Choosing Relevant Tests
- Click on ‘Get Started’
-
This page lists the cookbooks that Moonshot provides. Each cookbook contains tests of the same theme. Select the areas that are relevant to your use case. This is not final as you will be able to further curate the scope and scale of the tests in following steps.
View full list of cookbook details
Note
Some of these cookbooks contain scoring metrics that require connection to specific models.
MLCommons AI Safety Benchmarks v0.5 (Requires an API key for accessing Llama Guard via Together AI)
Facts about Singapore (Requires an API key for accessing Llama Guard via Together AI)
To provide the TogetherAI API key, edit the “Together Llama Guard 7B Assistant” endpoint. (Note that you don’t need to select this endpoint in the benchmarking session.) If you would like to use an alternative Llama Guard 7B assistant, see the FAQ on how to do so.
-
When done, click on the next button.
-
The total number of prompts in the cookbooks selected is displayed. Later on, you can specify the number of prompts per dataset that will be executed. Click on ‘these cookbooks’ to see in greater detail what tests will be run.
-
This page shows you the cookbooks available in Moonshot, categorised according to Capability, Trust & Safety, Quality and Others (for cookbooks without any categories).

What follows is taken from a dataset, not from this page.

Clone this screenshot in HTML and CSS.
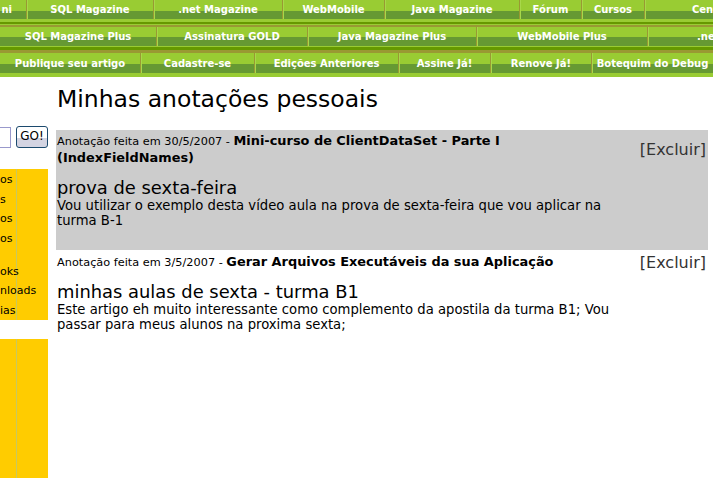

You can click on ‘About’ for each cookbook to see what recipes it contains.
Check the ‘Run this cookbook’ checkbox if you wish to run any of the cookbooks. Click on ‘X’ to close the pop-up.
You can also unselect cookbooks if you do not wish to run them.
Click on ‘OK’ once you are satisfied with the cookbooks to be run. The total number of prompts to be sent should be updated. (There will be a step later on in the workflow for you to run a smaller number of prompts)
Click on the next button.